What I would usually try and tell [people
concerned] was to try and keep some respect for
the individual's experience and for their faith in their
beliefs. If the family member suddenly challenges that,
and says: 'How could you believe such a stupid thing?',
it reflects on the individual as if to deny their
experience altogether.
These people really do have an experience. They may be
mistaken in attributing whatever inner spiritual peace
they find within themselves to the guru. In fact, he
really doesn't have anything to do with it, but they are
sincere in placing their faith in him.
We must try to help them see that the guru really
isn't responsible for whatever positive benefits they are
deriving from their belief, and that therefore they
shouldn't continue to allow their lives to be dominated
by subservience to the guru.
Friends and relatives are going to have to try to
understand the experience enough to be able to really
relate to the people by not regarding them as mental
defectives.
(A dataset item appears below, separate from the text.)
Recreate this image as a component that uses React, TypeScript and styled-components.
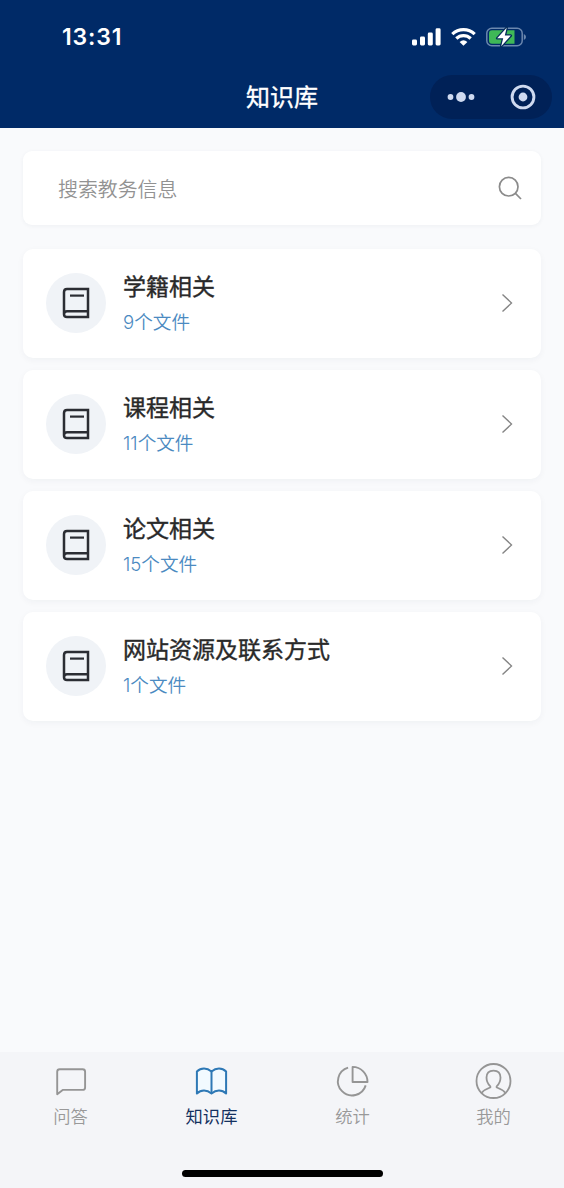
import React from 'react';
import styled, { createGlobalStyle } from 'styled-components';

const GlobalStyle = createGlobalStyle`
  * { box-sizing: border-box; }
  body {
    margin: 0;
    background: #f9fafc;
    font-family: Inter, "Noto Sans CJK SC", sans-serif;
  }
`;

const Screen = styled.div`
  display: flex;
  flex-direction: column;
  width: 564px;
  height: 1188px;
  overflow: hidden;
  background: #f9fafc;
`;

const Header = styled.header`
  flex: none;
  height: 128px;
  background: #002a67;
  color: #fff;
`;

const StatusBar = styled.div`
  display: flex;
  align-items: center;
  justify-content: space-between;
  height: 73px;
  padding: 0 38px 0 62px;
`;

const Clock = styled.span`
  font-size: 23px;
  font-weight: 600;
  line-height: 28px;
  letter-spacing: 0.85px;
`;

const StatusIcons = styled.div`
  display: flex;
  align-items: center;
  gap: 10px;
`;

const NavBar = styled.div`
  display: grid;
  grid-template-columns: 1fr auto 1fr;
  align-items: center;
  height: 48px;
  padding: 0 12px;
`;

const NavTitle = styled.h1`
  grid-column: 2;
  margin: 0;
  padding-top: 2px;
  font-size: 24px;
  font-weight: 400;
  line-height: 36px;
  -webkit-text-stroke: 0.35px currentColor;
`;

const Capsule = styled.div`
  display: flex;
  align-items: center;
  justify-content: space-between;
  justify-self: end;
  width: 122px;
  height: 44px;
  padding: 0 16px 0 17px;
  border-radius: 22px;
  background: #002157;
`;

const Content = styled.main`
  display: flex;
  flex: 1;
  flex-direction: column;
  padding: 23px 23px 0;
`;

const SearchBox = styled.div`
  display: flex;
  align-items: center;
  justify-content: space-between;
  height: 74px;
  margin-bottom: 24px;
  padding: 0 19px 0 35px;
  border-radius: 9px;
  background: #fff;
  box-shadow: 0 1px 4px rgba(30, 50, 80, 0.05);
`;

const Placeholder = styled.span`
  padding-top: 3px;
  color: #929292;
  font-size: 19.9px;
  font-weight: 350;
  line-height: 30px;
`;

const List = styled.div`
  display: flex;
  flex-direction: column;
  gap: 12px;
`;

const Card = styled.div`
  display: flex;
  align-items: center;
  height: 109px;
  padding: 0 28px 2px 23px;
  border-radius: 10px;
  background: #fff;
  box-shadow: 0 2px 7px rgba(30, 50, 80, 0.045);
`;

const IconDisc = styled.div`
  display: grid;
  place-items: center;
  width: 60px;
  height: 60px;
  margin-right: 17px;
  border-radius: 50%;
  background: #f0f3f7;
`;

const CardText = styled.div`
  flex: 1;
  padding-top: 3px;
`;

const CardTitle = styled.div`
  color: #292929;
  font-size: 23px;
  font-weight: 400;
  line-height: 35px;
  -webkit-text-stroke: 0.4px currentColor;
`;

const CardCount = styled.div`
  color: #4b8ac1;
  font-size: 18.6px;
  font-weight: 350;
  line-height: 34px;
`;

const TabBar = styled.nav`
  display: grid;
  grid-template-columns: repeat(4, 1fr);
  flex: none;
  height: 118px;
  background: #f4f5f8;
`;

const Tab = styled.div<{ $active?: boolean }>`
  display: flex;
  flex-direction: column;
  align-items: center;
  padding-top: 10px;
  color: ${(p) => (p.$active ? '#14315f' : '#999')};
  font-size: 17.3px;
  font-weight: ${(p) => (p.$active ? 400 : 350)};
  line-height: 26px;

  svg {
    margin-bottom: 4px;
    color: ${(p) => (p.$active ? '#2e78b5' : '#959595')};
  }
`;

const HomeArea = styled.div`
  flex: none;
  height: 18px;
  background: #f4f5f8;
`;

const HomeIndicator = styled.div`
  width: 201px;
  height: 7px;
  margin: 0 auto;
  border-radius: 4px;
  background: #000;
`;

const SignalIcon = () => (
  <svg width="29" height="18" viewBox="0 0 29 18" fill="#fff">
    <rect x="0" y="11.5" width="5" height="6" rx="1.4" />
    <rect x="8" y="8.5" width="5" height="9" rx="1.4" />
    <rect x="15.8" y="4.5" width="5" height="13" rx="1.4" />
    <rect x="23.6" y="0.3" width="5" height="17.2" rx="1.4" />
  </svg>
);

const WifiIcon = () => (
  <svg width="25" height="18" viewBox="0 0 25 18" fill="none" stroke="#fff" strokeWidth="3.2">
    <path d="M1.3 6.2 A16 16 0 0 1 23.7 6.2" />
    <path d="M5.3 10.5 A10.3 10.3 0 0 1 19.7 10.5" />
    <path d="M12.5 17.8 L8.6 13.9 Q12.5 10.7 16.4 13.9 Z" fill="#fff" stroke="none" />
  </svg>
);

const BatteryIcon = () => (
  <svg width="40" height="22" viewBox="0 0 40 22" fill="none">
    <rect x="0.8" y="2.3" width="35.4" height="17.4" rx="5" stroke="#6b87ae" strokeWidth="1.5" />
    <path d="M37.8 8 Q40 9 40 11 Q40 13 37.8 14 Z" fill="#6b87ae" />
    <path d="M6 4.2 H28.5 V17.8 H6 Q3 17.8 3 14.8 V7.2 Q3 4.2 6 4.2 Z" fill="#3fb857" />
    <path
      d="M20.7 1.8 L11.2 12.3 H17.2 L15.2 20.2 L24.8 9.6 H18.8 Z"
      fill="#fff"
      stroke="#062d5b"
      strokeWidth="2.6"
      strokeLinejoin="round"
      paintOrder="stroke"
    />
  </svg>
);

const MoreIcon = () => (
  <svg width="28" height="12" viewBox="0 0 28 12" fill="#cfdaf0">
    <circle cx="3.5" cy="6" r="2.9" />
    <circle cx="14" cy="6" r="4.9" />
    <circle cx="24.5" cy="6" r="2.9" />
  </svg>
);

const TargetIcon = () => (
  <svg width="26" height="26" viewBox="0 0 26 26">
    <circle cx="13" cy="13" r="10.9" fill="none" stroke="#cfdaf0" strokeWidth="2.9" />
    <circle cx="13" cy="13" r="4.4" fill="#cfdaf0" />
  </svg>
);

const SearchIcon = () => (
  <svg width="24" height="24" viewBox="0 0 24 24" fill="none" stroke="#8b8b8b" strokeWidth="1.7">
    <circle cx="10.7" cy="10.7" r="9.3" />
    <path d="M17.2 17.2 L23 23" />
  </svg>
);

const BookIcon = () => (
  <svg width="28" height="32" viewBox="0 0 28 32" fill="none" stroke="#2b2d33" strokeWidth="2.5">
    <path d="M26 24.2 V2 H5 Q2 2 2 5 V27.2 Q2 30 5 30 H26 V24.2 H5 Q2 24.2 2 27.2" />
    <path d="M8 8.6 H22" strokeWidth="2.2" />
  </svg>
);

const ChevronIcon = () => (
  <svg width="12" height="20" viewBox="0 0 12 20" fill="none" stroke="#858585" strokeWidth="1.4">
    <path d="M1.5 1.4 L10.5 10 L1.5 18.6" />
  </svg>
);

const ChatIcon = () => (
  <svg width="38" height="38" viewBox="0 0 38 38" fill="none" stroke="currentColor" strokeWidth="1.9">
    <path d="M5.2 32.2 V9.8 Q5.2 7.3 7.7 7.3 H30.6 Q33.1 7.3 33.1 9.8 V25.4 Q33.1 27.9 30.6 27.9 H10.7 Z" strokeLinejoin="round" />
  </svg>
);

const OpenBookIcon = () => (
  <svg width="38" height="38" viewBox="0.5 0 38 38" fill="none" stroke="currentColor" strokeWidth="2" strokeLinejoin="round">
    <path d="M19 31.5 Q15.5 28.5 11.5 28.5 Q7.5 28.5 4.4 31.5 V9.5 Q7.5 6.5 11.5 6.5 Q15.5 6.5 19 9.5 Q22.5 6.5 26.5 6.5 Q30.5 6.5 33.6 9.5 V31.5 Q30.5 28.5 26.5 28.5 Q22.5 28.5 19 31.5 Z" fill="#f2faff" />
    <path d="M19 9.5 V31.5" />
  </svg>
);

const PieIcon = () => (
  <svg width="38" height="38" viewBox="0.5 0 38 38" fill="none" stroke="currentColor" strokeWidth="1.9">
    <path d="M14.6 5.6 A14.2 14.2 0 1 0 32.2 23.4" />
    <path d="M19.1 4.9 V20 H34 A15 15 0 0 0 19.1 4.9 Z" strokeLinejoin="round" />
  </svg>
);

const PersonIcon = () => (
  <svg width="38" height="38" viewBox="0.5 0 38 38" fill="none" stroke="currentColor" strokeWidth="1.8">
    <circle cx="19" cy="19" r="17" />
    <path d="M7 31 Q9.8 27.6 15.6 25.5 Q16.3 25 15.6 24.2 Q12 20.5 12 15.6 Q12 8.6 19 8.6 Q26 8.6 26 15.6 Q26 20.5 22.4 24.2 Q21.7 25 22.4 25.5 Q28.2 27.6 31 31" />
  </svg>
);

const categories = [
  { title: '学籍相关', count: 9 },
  { title: '课程相关', count: 11 },
  { title: '论文相关', count: 15 },
  { title: '网站资源及联系方式', count: 1 },
];

const tabs = [
  { label: '问答', Icon: ChatIcon },
  { label: '知识库', Icon: OpenBookIcon, active: true },
  { label: '统计', Icon: PieIcon },
  { label: '我的', Icon: PersonIcon },
];

export default function App() {
  return (
    <Screen>
      <GlobalStyle />
      <Header>
        <StatusBar>
          <Clock>13:31</Clock>
          <StatusIcons>
            <SignalIcon />
            <WifiIcon />
            <BatteryIcon />
          </StatusIcons>
        </StatusBar>
        <NavBar>
          <NavTitle>知识库</NavTitle>
          <Capsule>
            <MoreIcon />
            <TargetIcon />
          </Capsule>
        </NavBar>
      </Header>
      <Content>
        <SearchBox>
          <Placeholder>搜索教务信息</Placeholder>
          <SearchIcon />
        </SearchBox>
        <List>
          {categories.map(({ title, count }) => (
            <Card key={title}>
              <IconDisc>
                <BookIcon />
              </IconDisc>
              <CardText>
                <CardTitle>{title}</CardTitle>
                <CardCount>{count}个文件</CardCount>
              </CardText>
              <ChevronIcon />
            </Card>
          ))}
        </List>
      </Content>
      <TabBar>
        {tabs.map(({ label, Icon, active }) => (
          <Tab key={label} $active={active}>
            <Icon />
            {label}
          </Tab>
        ))}
      </TabBar>
      <HomeArea>
        <HomeIndicator />
      </HomeArea>
    </Screen>
  );
}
A lot of the conversations have centred
around just how to make a much stronger contact. I know
that a lot of the people involved are getting a lot of
psychological strokes from the individuals that they
associate with.
If the parents just treat them as naughty children and
take a disapproving attitude, they tend to take that
personally as though the parents were disapproving of
them as a person. This not only further alienates them,
but actually severs those ties altogether. In that sense,
it actually aids and abets the cult.